The Northern Ireland Assembly snap election will bring about the early implementation of plans to reduce the number of Members from 108 to 90.
Under legislation already in place, the next assembly poll will see five Members of the Legislative Assembly, (MLAs) returned in each of the region's 18 seats - down from six previously.
Elections to the Assembly use the Single Transferable Vote (STV) system, a form of proportional representation involving voting for candidates in order of preference.
This system aims to reduce the so-called "wasted votes" seen in the UK Parliament's first-past-the-post system, where many electors in traditionally "safe" constituencies find their chosen party never wins and their vote does not count towards electing an MP, or it always wins, piling up majorities of thousands of votes above the number actually needed for victory.
Under STV, instead of a majority of votes, the winning post for the candidates is the quota - the number of valid votes cast divided by the number of seats plus one, plus one vote.
In all of the Northern Ireland constituencies, this comes to a sixth of the votes plus one vote.
Any candidate passing the quota at any stage during the counting is elected.
Voters are asked to number candidates on the ballot paper in order of preference.
The count then involves distributions of votes through many rounds.
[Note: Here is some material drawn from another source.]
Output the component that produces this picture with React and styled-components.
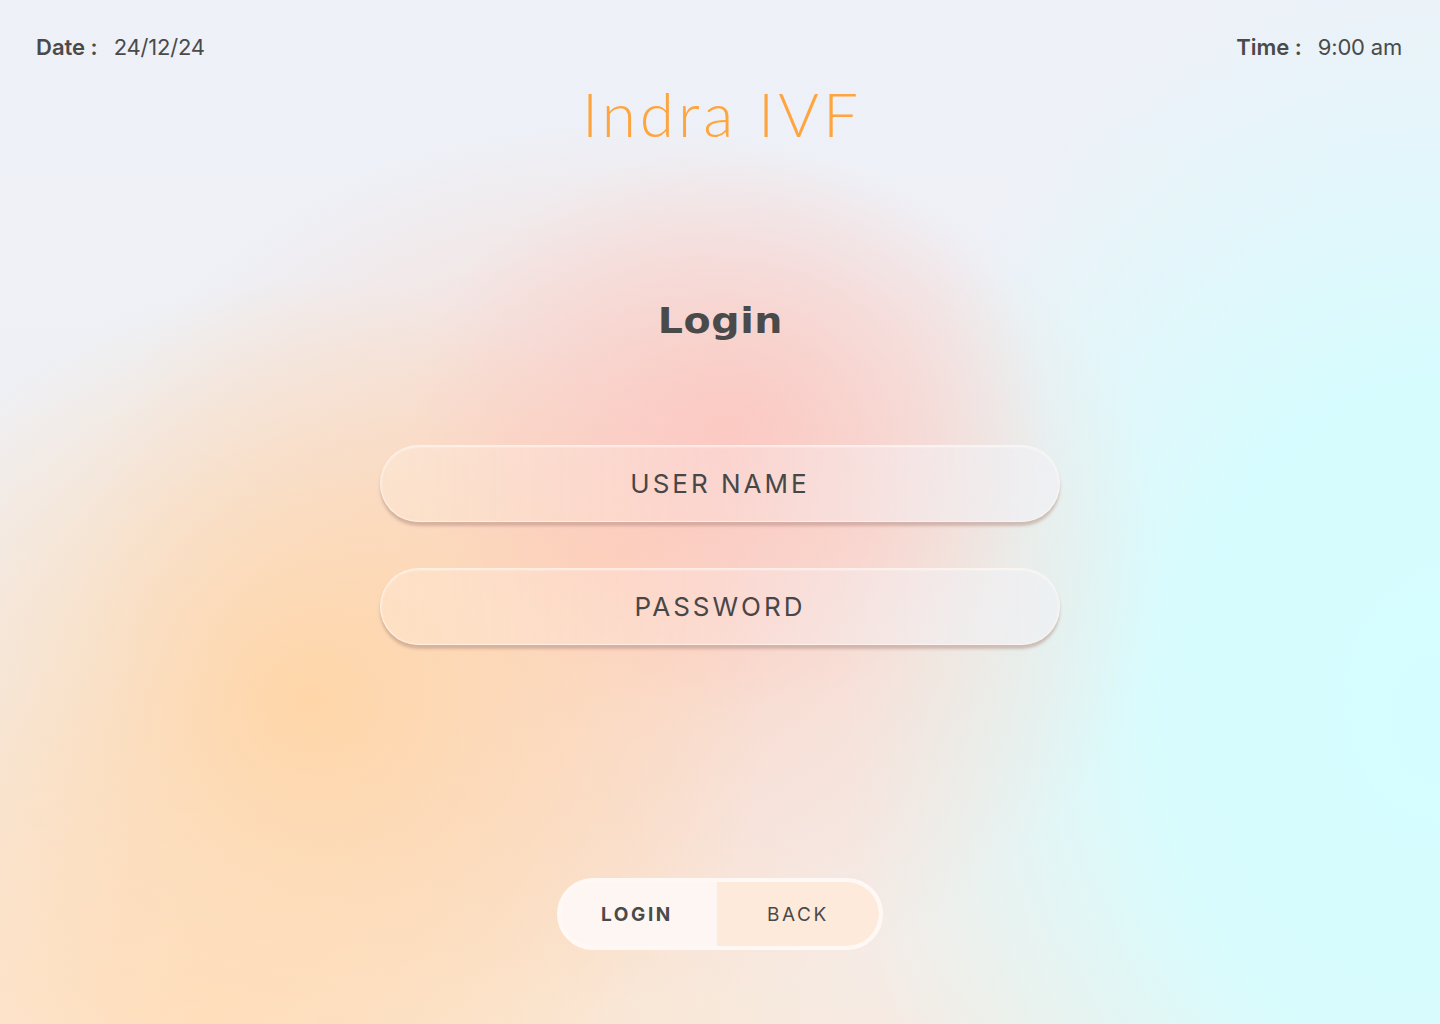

Candidates passing the quota are declared elected and the number of their votes above the quota are then distributed to others in accordance with their supporters' lower preferences as they have expressed on the ballot paper.
Low-scoring candidates are progressively eliminated, with their votes distributed to others in accordance with their supporters' lower preferences.
This means that the five people elected in each of the 90 seats will be either candidates passing the quota or those remaining when all the other candidates have been eliminated.